Tag Archives: slang


Today’s creatively confused mishearing was Kupfer /ˈkʊpfɐ/ “copper” instead of Köpfe /ˈkœpfə/ “heads.” The former made no sense in the context but (a) I’d heard and said it before and (b) it is an interesting word as it moved away from its Latin roots – cuprum- with German spelling reform.

Der Kopf is the source of a number of idioms, just as it is in English. The interesting ones for me in this instance are those where there is a semantic similarity that in some way mirrors the phonological similar of Kupfer and Köpfe. For example, in English we say “neck and neck” – perhaps two horses in a race or two programs with an equal chance of winning something or to use a different set phrase “to be in a dead heat” – and in German the expression is Kopf an Kopf (which PONS tells me can also be translated as “shoulder to shoulder”). Now to me, “head to head” means something different to “neck and neck” in that while there are still two parties involved, they are somehow “facing” each other, from two sides of an argument or two sides meeting each other in a sporting event, rather than “alongside” each other as “neck and neck” seems to require. Indeed, PONS offers gegeneinander antreten – which can also mean “meet” – as a translation for “head to head.”
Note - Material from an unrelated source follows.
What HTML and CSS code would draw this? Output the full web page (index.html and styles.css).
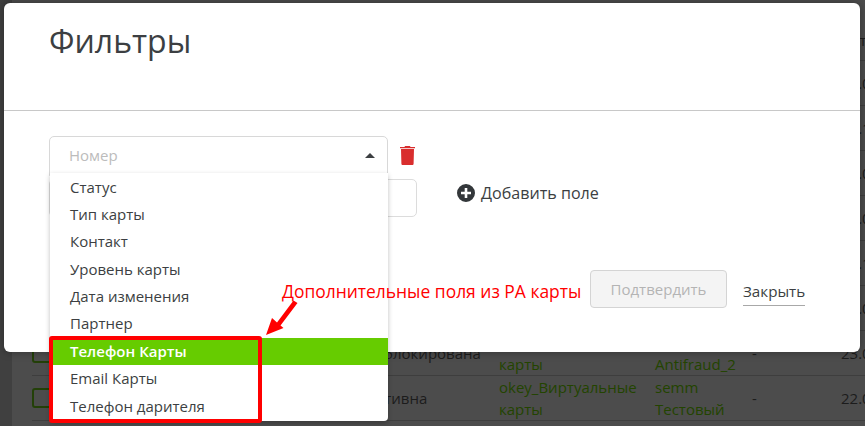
FILE: index.html
```
<!DOCTYPE html>
<html lang="ru">
<head>
<meta charset="utf-8">
<title>Фильтры</title>
<link rel="stylesheet" href="styles.css">
</head>
<body>
<div class="page">
  <div class="table">
    <div class="head"><span class="date">Дата</span></div>
    <div class="row"><span class="date">23.05</span></div>
    <div class="row"><span class="date">23.11</span></div>
    <div class="row"><span class="date">23.05</span></div>
    <div class="row"><span class="date">23.05</span></div>
    <div class="row"><span class="date">23.11</span></div>
    <div class="row"><span class="date">23.05</span></div>
    <div class="row">
      <span class="box"></span>
      <span class="status">Заблокирована</span>
      <span class="link type"><span>okey_Виртуальные</span><span>карты</span></span>
      <span class="link partner"><span>semm</span><span>Antifraud_2</span></span>
      <span class="dash">-</span>
      <span class="date">23.05</span>
    </div>
    <div class="row">
      <span class="box"></span>
      <span class="status">Активна</span>
      <span class="link type"><span>okey_Виртуальные</span><span>карты</span></span>
      <span class="link partner"><span>semm</span><span>Тестовый</span></span>
      <span class="dash">-</span>
      <span class="date">22.05</span>
    </div>
  </div>

  <div class="modal">
    <h1 class="title">Фильтры</h1>
    <div class="body">
      <div class="fields">
        <div class="select-row">
          <div class="select">
            <span class="placeholder">Номер</span>
            <span class="caret"></span>
          </div>
          <svg class="trash" viewBox="0 0 15 19" aria-hidden="true"><path d="M5 0h5l.5 1H15v1.300H0V1h4.500zM1 3h13l-.4 14.700c0 .8-.6 1.300-1.300 1.300H2.700c-.7 0-1.300-.5-1.300-1.300z"/></svg>
        </div>
        <div class="value-row">
          <div class="input"></div>
          <div class="add">
            <svg class="plus" viewBox="0 0 18 18" aria-hidden="true"><path d="M9 0a9 9 0 1 0 0 18A9 9 0 0 0 9 0zm5 10.300h-3.700V14H7.700v-3.700H4V7.700h3.700V4h2.600v3.700H14z"/></svg>
            <span>Добавить поле</span>
          </div>
        </div>
      </div>
      <div class="actions">
        <button class="confirm" disabled>Подтвердить</button>
        <span class="close">Закрыть</span>
      </div>
    </div>
  </div>

  <ul class="menu">
    <li>Статус</li>
    <li>Тип карты</li>
    <li>Контакт</li>
    <li>Уровень карты</li>
    <li>Дата изменения</li>
    <li>Партнер</li>
    <li class="active">Телефон Карты</li>
    <li>Email Карты</li>
    <li>Телефон дарителя</li>
  </ul>

  <div class="note">Дополнительные поля из РА карты</div>
  <svg class="arrow" viewBox="0 0 35 38" aria-hidden="true"><path d="M1 36L7 19 12 23.500 28.500 1.500 32.500 4 15.500 26.500 18.500 29z"/></svg>
  <div class="highlight"></div>
</div>
</body>
</html>
```
FILE: styles.css
```
* { box-sizing: border-box; }
html, body { margin: 0; padding: 0; }
body {
  width: 865px;
  height: 426px;
  overflow: hidden;
  background: #4c4c4c;
  font-family: "Open Sans", sans-serif;
  color: #3c3f42;
}
.page {
  position: relative;
  width: 865px;
  height: 426px;
  overflow: hidden;
}
.table {
  margin-left: 12px;
  padding-left: 20px;
  background: #4c4c4c;
  color: #1c1c1c;
  font-size: 15px;
  line-height: 22px;
  height: 426px;
  box-shadow: -12px 0 0 #404040;
}
.head {
  height: 61px;
  padding: 29px 0 0 809px;
  border-bottom: 1px solid #3e3e3e;
}
.row {
  display: grid;
  grid-template-columns: 335px 132px 156px 97px 89px 60px;
  align-items: center;
  height: 45px;
  border-bottom: 1px solid #3e3e3e;
}
.box {
  width: 22px;
  height: 20px;
  border: 2px solid #234008;
  border-radius: 3px;
}
.status { white-space: nowrap; }
.link { display: flex; flex-direction: column; color: #234400; white-space: nowrap; }
.date { grid-column: 6; white-space: nowrap; }
.modal {
  position: absolute;
  left: 4px;
  top: 3px;
  width: 856px;
  height: 349px;
  background: #fff;
  border-radius: 6px;
  box-shadow: 0 0 8px rgba(0,0,0,.35);
}
.title {
  margin: 0;
  height: 108px;
  padding: 16px 45px 0;
  font-size: 32px;
  font-weight: 400;
  line-height: 44px;
  color: #3c3f42;
  border-bottom: 1px solid #c8c8c8;
}
.body { padding: 25px 45px 0; }
.select-row { display: flex; align-items: center; gap: 12px; }
.select {
  width: 339px;
  height: 40px;
  padding: 0 12px 2px 19px;
  display: flex;
  align-items: center;
  justify-content: space-between;
  border: 1px solid #d8d8d8;
  border-radius: 5px 5px 0 0;
  font-size: 15px;
}
.placeholder { color: #bcbcbc; }
.caret {
  width: 0;
  height: 0;
  border-left: 5px solid transparent;
  border-right: 5px solid transparent;
  border-bottom: 5px solid #3c3f42;
}
.trash { width: 15px; height: 19px; fill: #d92e2e; margin-top: -2px; }
.value-row { display: flex; align-items: flex-start; margin-top: 3px; }
.input {
  width: 368px;
  height: 38px;
  border: 1px solid #dcdcdc;
  border-radius: 5px;
}
.add {
  display: flex;
  align-items: center;
  gap: 6px;
  margin: 3px 0 0 40px;
  font-size: 16.100px;
}
.plus { width: 18px; height: 18px; fill: #33373a; }
.actions {
  display: flex;
  align-items: center;
  margin: 53px 0 0 541px;
}
.confirm {
  width: 137px;
  height: 38px;
  padding: 0;
  background: #f4f4f4;
  border: 1px solid #d4d4d4;
  border-radius: 4px;
  color: #b4b4b4;
  font-family: inherit;
  font-size: 15px;
}
.close {
  margin: 9px 0 0 16px;
  padding-bottom: 4px;
  border-bottom: 1px solid #a8a8a8;
  font-size: 15.200px;
}
.menu {
  position: absolute;
  left: 50px;
  top: 173px;
  width: 338px;
  height: 248px;
  margin: 0;
  padding: .5px 0 0;
  list-style: none;
  background: #fff;
  border-radius: 0 0 4px 4px;
  box-shadow: 0 2px 5px rgba(0,0,0,.25);
  font-size: 15px;
}
.menu li {
  height: 27.400px;
  line-height: 26.400px;
  padding-left: 20px;
}
.menu .active { background: #66cc00; color: #fff; font-weight: 600; }
.note {
  position: absolute;
  left: 282px;
  top: 280px;
  font-size: 17.450px;
  line-height: 22px;
  color: #ff0000;
  white-space: nowrap;
}
.arrow {
  position: absolute;
  left: 265px;
  top: 299px;
  width: 35px;
  height: 38px;
  fill: #ff0000;
}
.highlight {
  position: absolute;
  left: 49px;
  top: 336px;
  width: 213px;
  height: 87px;
  border: 4px solid #ff0000;
  border-radius: 3px;
}
```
Another example where the shades of meaning could trip you up is bis über den Kopf. According to PONS this should be translated “up to one’s neck/ears” but it looks very much like “in over [one’s] head.” It is certainly possible that something where you are “up to your ears” might also be something where you are “in over your head” but this is not necessarily true (e.g., you can be “up to your ears” in something like paperwork, which isn’t too challenging, but there is a heck of a lot of it). In line with this difference, “in over one’s head” can be rendered in German in at least two ways, one fairly literal and the other figurative:
   • einer Sache/Situation nicht gewachsen sein – “to be unable to cope with something/a situation”
   • kein Land mehr sehen können – “to no longer be able to see  land”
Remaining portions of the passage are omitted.